Dossierretrospective

Gamera contre Gyaos

Initiée en 1965 avec le liminaire GAMERA, la saga « kaiju » de la Daei Picture, lancée dans l’objectif avoué de concurrencer les GODZILLA de la Toho perdit rapidement ses éléments angoissants initiaux pour devenir un spectacle familial totalement inoffensif. Troisième volet de la série (qui en compte 8 réalisés durant l’ère Showa, soit entre 1965 et 1980, puis encore trois produits au milieu des années ’90 et un ultime chapitre, GAMERA THE BRAVE, daté de 2006), GAMERA CONTRE GYAOS témoigne, déjà, de l’infantilisation galopante de la franchise.

Largement inspiré par Rodan, le nouvel adversaire de Gamera s’appelle Gayos (en référence à son cri perçant) et ressemble à un ptérodactyle géant mâtiné de chauve-souris issu d’un volcan et capable de cracher des rayons laser destructeur. La créature apparaît tandis qu’un conflit oppose les paysans nippons à une société capitaliste décidée à exploiter leurs terres, sous-texte sérieux guère exploité mais propice à un message réconciliateur attendu peu avant le climax. Un jeune garçon prénommé Eiichi, attaqué par Gayos, est heureusement sauvé par l’intervention providentielle de la torture géante Gamera. Hélas, le combat tourne au désavantage de cette dernière dont une des pates est pratiquement sectionnée par son adversaire déchainé. Tandis que la tortue panse ses plaies, les humains imaginent, aidés par Eiichi, un plan désespéré pour vaincre le terrible Gayos.

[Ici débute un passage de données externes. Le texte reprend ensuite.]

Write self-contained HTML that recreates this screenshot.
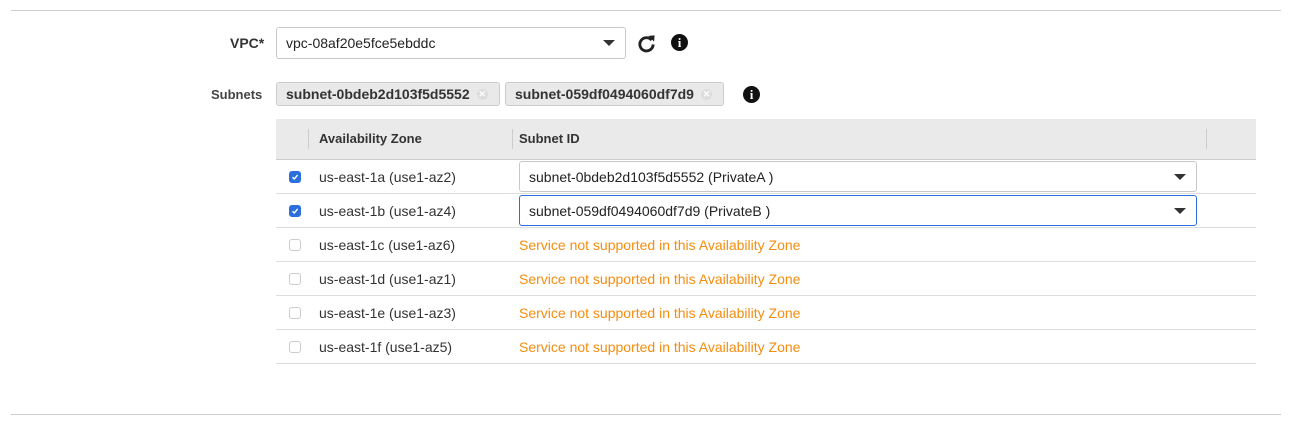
<!DOCTYPE html>
<html><head><style>
*{box-sizing:border-box;margin:0;padding:0}
body{width:1307px;height:430px;background:#fff;font-family:"Liberation Sans",Arial,sans-serif;font-size:14px;color:#333;position:relative;overflow:hidden}
.abs{position:absolute}
.hr{position:absolute;left:11px;width:1270px;height:1px;background:#ccc}
.sel{position:absolute;border:1px solid #c8c8c8;border-radius:3px;background:#fff;padding-left:9px;display:flex;align-items:center;color:#222}
.caret{position:absolute;right:10px;top:50%;margin-top:-3px;width:0;height:0;border-left:6px solid transparent;border-right:6px solid transparent;border-top:6px solid #333}
.tag{position:absolute;top:82px;height:24px;border:1px solid #ccc;border-radius:3px;background:#e9e9e9;font-weight:bold;color:#333;padding-left:9px;display:flex;align-items:center}
.x{display:inline-block;width:11px;height:11px;border-radius:50%;background:#ddd;color:#fff;font-size:9px;line-height:11px;text-align:center;margin-left:7px}
.row{position:absolute;left:276px;width:980px;height:34px;border-bottom:1px solid #ddd}
.cb{position:absolute;left:13px;top:11px;width:12px;height:12px;border:1px solid #ccc;border-radius:3px;background:#fff}
.cb.on{background:#2a6fdc;border-color:#2a6fdc}
.az{position:absolute;left:43px;top:9px;color:#333}
.warn{position:absolute;left:243px;top:9px;color:#f38d10}
.info{position:absolute;width:17px;height:17px;border-radius:50%;background:#111;color:#fff;font:bold 13px "Liberation Serif",serif;text-align:center;line-height:17px}
</style></head><body>
<div class="hr" style="top:10px"></div>
<div class="hr" style="top:414px"></div>

<div class="abs" style="left:230px;top:35px;font-weight:bold">VPC*</div>
<div class="sel" style="left:276px;top:27px;width:350px;height:32px">vpc-08af20e5fce5ebddc<span class="caret"></span></div>
<svg class="abs" style="left:637px;top:34px" width="19" height="19" viewBox="0 0 20 20"><path d="M15.5 6.5A7 7 0 1 0 17 11" fill="none" stroke="#222" stroke-width="3"/><path d="M12 2 L18.5 1.5 L18 8 Z" fill="#222"/></svg>
<div class="info" style="left:671px;top:34px">i</div>

<div class="abs" style="left:211px;top:87px;font-size:13px;font-weight:bold;color:#444">Subnets</div>
<div class="tag" style="left:276px;width:224px">subnet-0bdeb2d103f5d5552<span class="x">✕</span></div>
<div class="tag" style="left:505px;width:219px">subnet-059df0494060df7d9<span class="x">✕</span></div>
<div class="info" style="left:743px;top:86px">i</div>

<div class="abs" style="left:276px;top:119px;width:980px;height:41px;background:#eaeaea;border-bottom:1px solid #ccc"></div>
<div class="abs" style="left:308px;top:129px;width:1px;height:20px;background:#ccc"></div>
<div class="abs" style="left:512px;top:129px;width:1px;height:20px;background:#ccc"></div>
<div class="abs" style="left:1206px;top:129px;width:1px;height:20px;background:#ccc"></div>
<div class="abs" style="left:319px;top:131px;font-weight:bold;font-size:13px">Availability Zone</div>
<div class="abs" style="left:519px;top:131px;font-weight:bold;font-size:13px">Subnet ID</div>

<div class="row" style="top:160px"><div class="cb on"><svg width="10" height="10" viewBox="0 0 10 10" style="position:absolute;left:0;top:0"><path d="M2.5 5.2 L4.3 7 L7.6 3" fill="none" stroke="#fff" stroke-width="1.4"/></svg></div><div class="az">us-east-1a (use1-az2)</div>
<div class="sel" style="left:243px;top:1px;width:678px;height:31px;position:absolute">subnet-0bdeb2d103f5d5552 (PrivateA )<span class="caret"></span></div></div>
<div class="row" style="top:194px"><div class="cb on"><svg width="10" height="10" viewBox="0 0 10 10" style="position:absolute;left:0;top:0"><path d="M2.5 5.2 L4.3 7 L7.6 3" fill="none" stroke="#fff" stroke-width="1.4"/></svg></div><div class="az">us-east-1b (use1-az4)</div>
<div class="sel" style="left:243px;top:1px;width:678px;height:31px;position:absolute;border-color:#2a6fdc">subnet-059df0494060df7d9 (PrivateB )<span class="caret"></span></div></div>
<div class="row" style="top:228px"><div class="cb"></div><div class="az">us-east-1c (use1-az6)</div><div class="warn">Service not supported in this Availability Zone</div></div>
<div class="row" style="top:262px"><div class="cb"></div><div class="az">us-east-1d (use1-az1)</div><div class="warn">Service not supported in this Availability Zone</div></div>
<div class="row" style="top:296px"><div class="cb"></div><div class="az">us-east-1e (use1-az3)</div><div class="warn">Service not supported in this Availability Zone</div></div>
<div class="row" style="top:330px"><div class="cb"></div><div class="az">us-east-1f (use1-az5)</div><div class="warn">Service not supported in this Availability Zone</div></div>
</body></html>
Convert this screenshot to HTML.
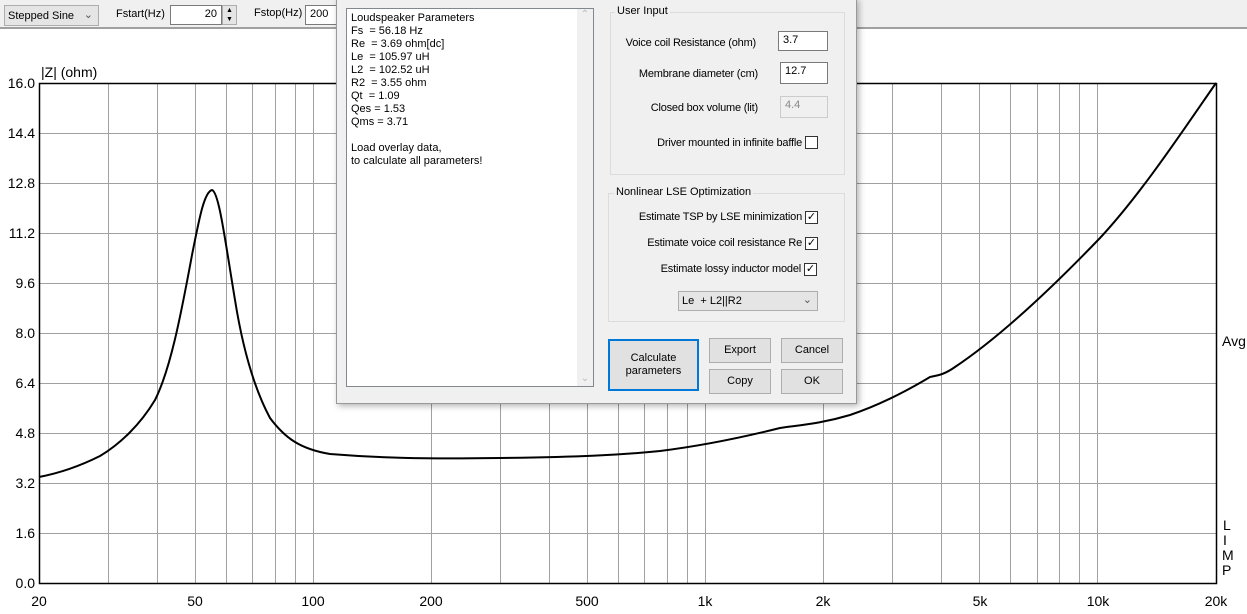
<!DOCTYPE html>
<html><head><style>
*{margin:0;padding:0;box-sizing:border-box}
body{width:1247px;height:614px;overflow:hidden;background:#fff;font-family:"Liberation Sans",Tahoma,sans-serif;position:relative}
.a{position:absolute}
.t{font-size:11px;color:#000;white-space:nowrap}
.r{position:absolute;font-size:11px;white-space:nowrap;text-align:right;letter-spacing:-0.2px}
.inp{position:absolute;background:#fff;border:1px solid #7a7a7a;font-size:11px;padding:2px 4px}
.btn{position:absolute;background:#e1e1e1;border:1px solid #adadad;font-size:11px;text-align:center}
.cb{position:absolute;width:13px;height:13px;border:1px solid #333;background:#fff}
.grp{position:absolute;border:1px solid #dcdcdc}
</style></head><body>
<div class="a" style="left:0;top:0;width:1247px;height:29px;background:#f0f0f0;border-bottom:2px solid #a0a0a0"></div>
<div class="a t" style="left:4px;top:5px;width:95px;height:21px;border:1px solid #adadad;background:#e5e5e5;padding:4px 3px">Stepped Sine<span style="position:absolute;right:5px;top:2px;color:#555">&#8964;</span></div>
<div class="a t" style="left:116px;top:8px">Fstart(Hz)</div>
<div class="inp" style="left:170px;top:5px;width:52px;height:20px;text-align:right">20</div>
<div class="a" style="left:222px;top:5px;width:15px;height:20px;border:1px solid #adadad;background:#e5e5e5;font-size:7px;line-height:9px;text-align:center">&#9650;<br>&#9660;</div>
<div class="a t" style="left:254px;top:7px">Fstop(Hz)</div>
<div class="inp" style="left:305px;top:5px;width:40px;height:20px">200</div>

<svg class="a" style="left:0;top:0" width="1247" height="614" xmlns="http://www.w3.org/2000/svg">
<g stroke="#a0a0a0" stroke-width="1">
<path d="M39 133.5H1216M39 183.5H1216M39 233.5H1216M39 283.5H1216M39 333.5H1216M39 383.5H1216M39 433.5H1216M39 483.5H1216M39 533.5H1216"/>
<path d="M108.5 83V583M157.5 83V583M195.5 83V583M226.5 83V583M252.5 83V583M275.5 83V583M295.5 83V583M313.5 83V583M431.5 83V583M500.5 83V583M549.5 83V583M587.5 83V583M618.5 83V583M644.5 83V583M667.5 83V583M687.5 83V583M705.5 83V583M823.5 83V583M892.5 83V583M941.5 83V583M979.5 83V583M1010.5 83V583M1037.5 83V583M1059.5 83V583M1079.5 83V583M1097.5 83V583"/>
</g>
<rect x="39.5" y="83.5" width="1177" height="500" fill="none" stroke="#000" stroke-width="1.5"/>
<path fill="none" stroke="#000" stroke-width="2" stroke-linejoin="round" d="M39 477 C60 473 80 466 100 456 C120 444 140 425 155 400 C170 370 180 320 192 255 C199 220 204 192 212 190 C219 192 225 240 235 300 C243 350 255 390 270 418 C285 438 300 449 330 454 C380 458 420 459 500 458 C580 457 620 455 660 451 C700 446 740 438 780 428 C800 425 820 424 850 415 C880 405 905 392 930 377 C940 375 945 374 955 367 C1000 337 1050 290 1100 238 C1140 195 1180 135 1216 83"/>
<g font-family="Liberation Sans,Arial,sans-serif" font-size="14" fill="#000">
<text x="41" y="77">|Z| (ohm)</text>
<g text-anchor="end">
<text x="35" y="88">16.0</text><text x="35" y="138">14.4</text><text x="35" y="188">12.8</text><text x="35" y="238">11.2</text><text x="35" y="288">9.6</text><text x="35" y="338">8.0</text><text x="35" y="388">6.4</text><text x="35" y="438">4.8</text><text x="35" y="488">3.2</text><text x="35" y="538">1.6</text><text x="35" y="588">0.0</text>
</g>
<g text-anchor="middle">
<text x="39" y="606">20</text><text x="195" y="606">50</text><text x="313" y="606">100</text><text x="431" y="606">200</text><text x="587" y="606">500</text><text x="705" y="606">1k</text><text x="823" y="606">2k</text><text x="980" y="606">5k</text><text x="1098" y="606">10k</text><text x="1216" y="606">20k</text>
</g>
<text x="1222" y="346">Avg</text>
<text x="1223" y="530">L</text><text x="1223" y="545">I</text><text x="1222" y="560">M</text><text x="1222" y="575">P</text>
</g>
</svg>

<div class="a" style="left:336px;top:-2px;width:521px;height:406px;background:#f0f0f0;border:1px solid #999;box-shadow:2px 2px 6px rgba(0,0,0,.3)"></div>
<div class="a" style="left:346px;top:8px;width:248px;height:379px;background:#fff;border:1px solid #828790"></div>
<div class="a" style="left:577px;top:9px;width:16px;height:377px;background:#f0f0f0;color:#bbb;font-size:10px;text-align:center">&#8963;<div style="position:absolute;bottom:2px;width:16px">&#8964;</div></div>
<div class="a t" style="left:351px;top:12px;line-height:13px">Loudspeaker Parameters<br>Fs&nbsp; = 56.18 Hz<br>Re&nbsp; = 3.69 ohm[dc]<br>Le&nbsp; = 105.97 uH<br>L2&nbsp; = 102.52 uH<br>R2&nbsp; = 3.55 ohm<br>Qt&nbsp; = 1.09<br>Qes = 1.53<br>Qms = 3.71<br><br>Load overlay data,<br>to calculate all parameters!</div>

<div class="grp" style="left:610px;top:12px;width:235px;height:163px"></div>
<div class="a t" style="left:615px;top:5px;background:#f0f0f0;padding:0 2px">User Input</div>
<div class="r" style="top:37px;right:491px">Voice coil Resistance (ohm)</div>
<div class="inp" style="left:778px;top:31px;width:50px;height:20px">3.7</div>
<div class="r" style="top:68px;right:489px">Membrane diameter (cm)</div>
<div class="inp" style="left:780px;top:62px;width:48px;height:22px">12.7</div>
<div class="r" style="top:102px;right:489px">Closed box volume (lit)</div>
<div class="inp" style="left:780px;top:96px;width:48px;height:22px;background:#f0f0f0;border-color:#ccc;color:#888">4.4</div>
<div class="r" style="top:137px;right:445px">Driver mounted in infinite baffle</div>
<div class="cb" style="left:805px;top:136px"></div>

<div class="grp" style="left:608px;top:193px;width:237px;height:129px"></div>
<div class="a t" style="left:614px;top:186px;background:#f0f0f0;padding:0 2px">Nonlinear LSE Optimization</div>
<div class="r" style="top:211px;right:445px">Estimate TSP by LSE minimization</div>
<div class="cb" style="left:805px;top:211px;font-size:11px;line-height:11px;text-align:center">&#10003;</div>
<div class="r" style="top:237px;right:445px">Estimate voice coil resistance Re</div>
<div class="cb" style="left:805px;top:237px;font-size:11px;line-height:11px;text-align:center">&#10003;</div>
<div class="r" style="top:263px;right:446px">Estimate lossy inductor model</div>
<div class="cb" style="left:804px;top:263px;font-size:11px;line-height:11px;text-align:center">&#10003;</div>
<div class="a t" style="left:678px;top:291px;width:140px;height:20px;background:#e5e5e5;border:1px solid #adadad;padding:3px 3px">Le&nbsp; + L2||R2<span style="position:absolute;right:5px;top:1px;color:#555">&#8964;</span></div>

<div class="btn" style="left:608px;top:339px;width:91px;height:52px;border:2px solid #0078d7;padding-top:11px;line-height:13px">Calculate<br>parameters</div>
<div class="btn" style="left:709px;top:338px;width:62px;height:25px;line-height:23px">Export</div>
<div class="btn" style="left:781px;top:338px;width:62px;height:25px;line-height:23px">Cancel</div>
<div class="btn" style="left:709px;top:369px;width:62px;height:25px;line-height:23px">Copy</div>
<div class="btn" style="left:781px;top:369px;width:62px;height:25px;line-height:23px">OK</div>
</body></html>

Noriaki Yuasa (1933 – 2004) reprend son poste de metteur en scène, qu’il occupait déjà sur le premier GAMERA. Ayant cédé sa place à Shigeo Tanaka pour le second épisode, GAMERA CONTRE BARUGON, il revient sur ce troisième volet, tout comme d’ailleurs sur tous les suivants jusqu’au dernier, GAMERAK [sic !] (ou GAMEKA [re-sic !]), produit en 1980 et constitué essentiellement de stock-shots des précédents. Noriaki Yuasa se déclara d’ailleurs complètement satisfait de l’orientation infantile prise par la saga, n’ayant que peu d’appétence pour les « films de monstres » sérieux.

Ne disposant pas des moyens pécuniaires de la concurrence, la Daei limite les scènes de destructions massives et consacre un temps conséquents aux palabres des humains, menées par un insupportable gamin de six ans qui semble refléter le public visé par le long-métrage. Les effets spéciaux, pas très crédibles, restent cependant corrects pour un kaiju eiga de seconde division daté de 1967. L’ensemble se termine classiquement par la bataille attendue entre les deux créatures caoutchouteuse, suivie par une chanson atrocement kitsch dédiée au brave Gamera, protecteur des enfants.

Un demi-siècle s’étant écoulé, il faut aujourd’hui une bonne dose d’indulgence et de second degré pour apprécier un spectacle aussi outrageusement ringard mais, pour les nostalgiques des combats de catch entre figurants costumés, GAMERA CONTRE GYAOS reste dans l’ensemble divertissant à condition de laisser tout sens critique au vestiaire. Néanmoins, la plupart risque d’y rester totalement hermétique et de ne trouver leur salut que dans la touche « accéléré » de leur télécommande.